===== Collected material =====

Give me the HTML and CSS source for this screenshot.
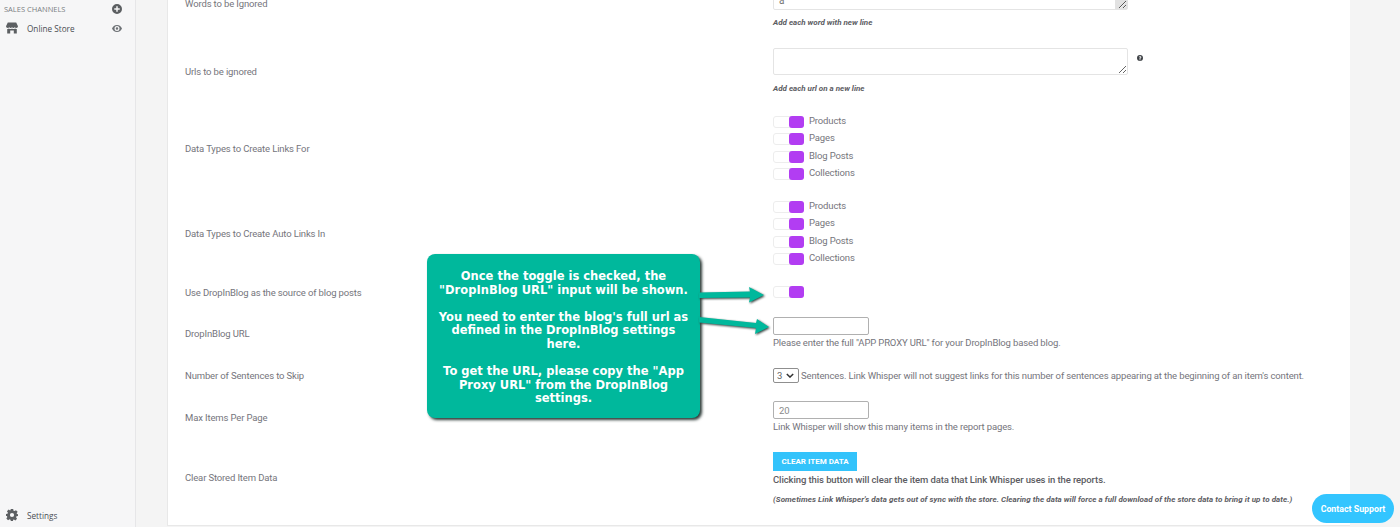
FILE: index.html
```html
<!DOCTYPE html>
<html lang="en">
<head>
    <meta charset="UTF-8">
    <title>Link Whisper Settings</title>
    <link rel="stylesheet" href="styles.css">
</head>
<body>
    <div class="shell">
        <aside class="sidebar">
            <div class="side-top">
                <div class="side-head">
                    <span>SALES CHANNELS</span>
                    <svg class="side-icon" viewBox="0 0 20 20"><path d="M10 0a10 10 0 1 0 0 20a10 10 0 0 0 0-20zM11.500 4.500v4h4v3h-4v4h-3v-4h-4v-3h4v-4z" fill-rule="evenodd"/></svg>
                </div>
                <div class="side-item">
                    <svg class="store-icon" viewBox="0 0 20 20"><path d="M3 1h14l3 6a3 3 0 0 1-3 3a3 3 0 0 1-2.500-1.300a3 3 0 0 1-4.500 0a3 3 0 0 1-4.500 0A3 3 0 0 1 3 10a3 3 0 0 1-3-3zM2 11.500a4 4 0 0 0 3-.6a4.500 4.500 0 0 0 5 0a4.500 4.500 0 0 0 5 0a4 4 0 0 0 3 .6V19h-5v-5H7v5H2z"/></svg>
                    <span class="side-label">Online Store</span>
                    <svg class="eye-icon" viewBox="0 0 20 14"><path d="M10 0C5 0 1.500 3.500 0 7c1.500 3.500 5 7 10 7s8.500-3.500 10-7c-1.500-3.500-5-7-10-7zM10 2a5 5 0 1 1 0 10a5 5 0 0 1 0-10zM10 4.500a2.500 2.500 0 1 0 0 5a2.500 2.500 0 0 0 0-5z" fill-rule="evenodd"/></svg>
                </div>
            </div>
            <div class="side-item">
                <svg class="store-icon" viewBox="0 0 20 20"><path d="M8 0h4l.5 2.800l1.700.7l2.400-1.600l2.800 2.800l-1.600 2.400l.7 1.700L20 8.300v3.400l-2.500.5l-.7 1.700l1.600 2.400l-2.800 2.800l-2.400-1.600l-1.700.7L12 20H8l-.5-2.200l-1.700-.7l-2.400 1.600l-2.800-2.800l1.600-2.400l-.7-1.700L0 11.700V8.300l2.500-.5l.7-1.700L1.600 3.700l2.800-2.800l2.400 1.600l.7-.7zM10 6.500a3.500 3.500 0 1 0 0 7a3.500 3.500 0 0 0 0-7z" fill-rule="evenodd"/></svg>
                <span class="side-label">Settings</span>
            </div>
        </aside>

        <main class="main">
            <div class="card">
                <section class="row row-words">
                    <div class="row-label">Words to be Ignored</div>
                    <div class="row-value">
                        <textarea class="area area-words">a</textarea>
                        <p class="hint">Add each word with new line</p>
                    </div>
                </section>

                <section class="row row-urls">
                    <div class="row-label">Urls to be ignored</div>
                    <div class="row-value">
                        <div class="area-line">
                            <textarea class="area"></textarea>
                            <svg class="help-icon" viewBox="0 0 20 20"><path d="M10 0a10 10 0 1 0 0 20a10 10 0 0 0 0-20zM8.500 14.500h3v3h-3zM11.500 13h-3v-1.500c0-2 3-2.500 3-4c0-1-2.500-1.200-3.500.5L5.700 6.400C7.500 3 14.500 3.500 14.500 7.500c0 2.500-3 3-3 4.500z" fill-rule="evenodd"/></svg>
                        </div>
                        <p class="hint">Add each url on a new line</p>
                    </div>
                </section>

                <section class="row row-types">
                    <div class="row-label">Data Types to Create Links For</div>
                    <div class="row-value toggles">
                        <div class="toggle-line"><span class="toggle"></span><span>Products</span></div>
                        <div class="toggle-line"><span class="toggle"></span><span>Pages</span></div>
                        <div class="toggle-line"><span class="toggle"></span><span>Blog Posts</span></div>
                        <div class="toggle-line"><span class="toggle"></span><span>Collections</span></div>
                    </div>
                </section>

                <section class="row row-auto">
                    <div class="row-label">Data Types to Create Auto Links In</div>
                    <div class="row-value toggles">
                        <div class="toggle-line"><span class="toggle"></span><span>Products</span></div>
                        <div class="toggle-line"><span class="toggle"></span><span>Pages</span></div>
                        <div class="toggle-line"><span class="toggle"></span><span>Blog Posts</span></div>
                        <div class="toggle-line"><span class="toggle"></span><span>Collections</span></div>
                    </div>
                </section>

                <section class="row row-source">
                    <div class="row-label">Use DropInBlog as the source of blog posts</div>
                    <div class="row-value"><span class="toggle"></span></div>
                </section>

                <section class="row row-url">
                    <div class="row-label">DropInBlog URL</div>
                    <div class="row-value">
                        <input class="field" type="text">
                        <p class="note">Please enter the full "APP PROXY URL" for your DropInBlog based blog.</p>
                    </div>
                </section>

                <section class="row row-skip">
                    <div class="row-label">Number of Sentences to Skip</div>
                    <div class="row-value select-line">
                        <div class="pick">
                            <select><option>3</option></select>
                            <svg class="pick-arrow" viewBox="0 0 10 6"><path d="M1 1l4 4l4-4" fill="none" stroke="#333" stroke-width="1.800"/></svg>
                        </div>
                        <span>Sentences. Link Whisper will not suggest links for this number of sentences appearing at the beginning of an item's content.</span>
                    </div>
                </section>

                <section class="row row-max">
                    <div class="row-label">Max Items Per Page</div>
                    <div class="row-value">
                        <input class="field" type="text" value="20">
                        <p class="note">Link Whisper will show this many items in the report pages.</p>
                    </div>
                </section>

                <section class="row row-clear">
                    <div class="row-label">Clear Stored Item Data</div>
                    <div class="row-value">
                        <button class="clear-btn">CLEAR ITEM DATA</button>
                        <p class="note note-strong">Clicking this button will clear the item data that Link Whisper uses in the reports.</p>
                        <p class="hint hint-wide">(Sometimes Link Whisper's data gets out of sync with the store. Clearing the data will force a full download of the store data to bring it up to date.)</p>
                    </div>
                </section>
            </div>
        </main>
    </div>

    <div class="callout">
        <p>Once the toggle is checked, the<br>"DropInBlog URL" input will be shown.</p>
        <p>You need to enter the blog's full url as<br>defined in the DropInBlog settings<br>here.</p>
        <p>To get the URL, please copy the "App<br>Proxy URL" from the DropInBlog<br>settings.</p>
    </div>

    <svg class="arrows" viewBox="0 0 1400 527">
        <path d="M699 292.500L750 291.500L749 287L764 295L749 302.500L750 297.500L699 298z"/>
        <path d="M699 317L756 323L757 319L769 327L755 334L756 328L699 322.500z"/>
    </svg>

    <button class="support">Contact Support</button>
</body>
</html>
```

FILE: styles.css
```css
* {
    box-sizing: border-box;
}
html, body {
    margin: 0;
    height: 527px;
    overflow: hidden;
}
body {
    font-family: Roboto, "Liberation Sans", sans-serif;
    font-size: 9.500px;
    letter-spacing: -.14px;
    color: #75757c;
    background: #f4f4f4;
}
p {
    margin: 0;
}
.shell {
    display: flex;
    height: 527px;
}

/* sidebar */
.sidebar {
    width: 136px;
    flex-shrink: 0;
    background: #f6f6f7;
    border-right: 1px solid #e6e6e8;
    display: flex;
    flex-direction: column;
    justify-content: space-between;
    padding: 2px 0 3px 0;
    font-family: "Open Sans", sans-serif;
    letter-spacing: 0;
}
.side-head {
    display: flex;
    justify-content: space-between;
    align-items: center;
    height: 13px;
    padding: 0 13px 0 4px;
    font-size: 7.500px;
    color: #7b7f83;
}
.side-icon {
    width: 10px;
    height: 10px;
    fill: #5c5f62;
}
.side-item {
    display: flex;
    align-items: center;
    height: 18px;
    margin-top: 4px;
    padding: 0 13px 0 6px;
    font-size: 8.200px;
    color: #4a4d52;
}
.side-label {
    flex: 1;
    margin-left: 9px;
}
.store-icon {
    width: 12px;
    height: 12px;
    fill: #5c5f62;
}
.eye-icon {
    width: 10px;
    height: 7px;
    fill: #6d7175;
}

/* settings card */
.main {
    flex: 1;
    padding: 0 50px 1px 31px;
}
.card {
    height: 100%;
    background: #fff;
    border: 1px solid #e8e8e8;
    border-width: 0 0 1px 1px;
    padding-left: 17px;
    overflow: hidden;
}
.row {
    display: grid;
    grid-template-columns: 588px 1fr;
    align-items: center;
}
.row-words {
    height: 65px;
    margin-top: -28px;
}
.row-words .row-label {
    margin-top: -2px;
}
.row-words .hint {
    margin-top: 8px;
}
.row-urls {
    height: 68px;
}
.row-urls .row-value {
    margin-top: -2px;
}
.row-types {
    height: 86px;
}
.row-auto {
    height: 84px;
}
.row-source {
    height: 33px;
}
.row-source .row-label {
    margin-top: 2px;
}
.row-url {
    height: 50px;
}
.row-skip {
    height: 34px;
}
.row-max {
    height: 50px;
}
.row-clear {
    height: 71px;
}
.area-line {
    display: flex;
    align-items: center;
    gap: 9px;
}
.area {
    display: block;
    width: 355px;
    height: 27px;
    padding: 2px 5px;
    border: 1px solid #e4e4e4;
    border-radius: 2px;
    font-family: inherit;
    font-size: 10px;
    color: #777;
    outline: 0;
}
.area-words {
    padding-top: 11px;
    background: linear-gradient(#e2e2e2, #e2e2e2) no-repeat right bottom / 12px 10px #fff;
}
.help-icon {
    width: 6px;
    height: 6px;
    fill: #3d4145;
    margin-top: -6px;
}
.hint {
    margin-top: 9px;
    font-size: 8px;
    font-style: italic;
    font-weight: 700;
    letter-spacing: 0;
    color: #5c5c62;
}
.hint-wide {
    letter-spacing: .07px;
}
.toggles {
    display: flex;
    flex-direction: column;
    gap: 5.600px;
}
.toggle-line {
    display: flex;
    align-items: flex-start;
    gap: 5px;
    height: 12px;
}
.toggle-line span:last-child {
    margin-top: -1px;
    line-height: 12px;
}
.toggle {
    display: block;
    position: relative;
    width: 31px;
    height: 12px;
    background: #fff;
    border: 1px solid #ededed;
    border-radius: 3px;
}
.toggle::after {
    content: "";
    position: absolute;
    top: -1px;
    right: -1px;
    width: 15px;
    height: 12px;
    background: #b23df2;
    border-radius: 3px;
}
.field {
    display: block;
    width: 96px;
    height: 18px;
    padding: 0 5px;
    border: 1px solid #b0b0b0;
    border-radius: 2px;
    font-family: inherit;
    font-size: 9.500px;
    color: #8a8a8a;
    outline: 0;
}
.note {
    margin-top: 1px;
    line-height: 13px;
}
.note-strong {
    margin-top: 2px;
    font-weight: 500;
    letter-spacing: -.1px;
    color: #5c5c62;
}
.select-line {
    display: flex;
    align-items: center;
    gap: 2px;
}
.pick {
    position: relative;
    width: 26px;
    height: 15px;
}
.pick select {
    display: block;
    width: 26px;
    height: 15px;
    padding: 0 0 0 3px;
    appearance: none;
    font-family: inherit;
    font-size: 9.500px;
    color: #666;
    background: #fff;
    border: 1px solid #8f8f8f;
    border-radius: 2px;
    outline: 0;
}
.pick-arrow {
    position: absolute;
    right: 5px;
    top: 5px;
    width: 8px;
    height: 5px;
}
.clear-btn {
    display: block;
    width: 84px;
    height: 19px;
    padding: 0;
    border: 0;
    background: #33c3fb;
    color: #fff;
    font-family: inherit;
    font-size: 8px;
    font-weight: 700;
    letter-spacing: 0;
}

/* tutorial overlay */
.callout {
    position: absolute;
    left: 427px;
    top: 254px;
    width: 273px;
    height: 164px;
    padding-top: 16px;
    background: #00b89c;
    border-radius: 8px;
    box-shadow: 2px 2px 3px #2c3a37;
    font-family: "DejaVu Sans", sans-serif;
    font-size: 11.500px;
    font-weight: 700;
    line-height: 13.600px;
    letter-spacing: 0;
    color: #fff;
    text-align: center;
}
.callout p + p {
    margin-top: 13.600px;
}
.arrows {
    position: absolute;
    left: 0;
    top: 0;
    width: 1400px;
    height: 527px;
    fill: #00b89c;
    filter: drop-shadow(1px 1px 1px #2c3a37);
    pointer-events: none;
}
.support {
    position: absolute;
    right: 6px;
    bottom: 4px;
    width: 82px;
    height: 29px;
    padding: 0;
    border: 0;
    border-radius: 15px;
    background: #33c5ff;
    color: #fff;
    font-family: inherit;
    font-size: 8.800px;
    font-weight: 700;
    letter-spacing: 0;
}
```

=====

■ What is being asked:
Work out how many lines of the data hold the string "source". Reply with that number alone.

■ Task solution:
5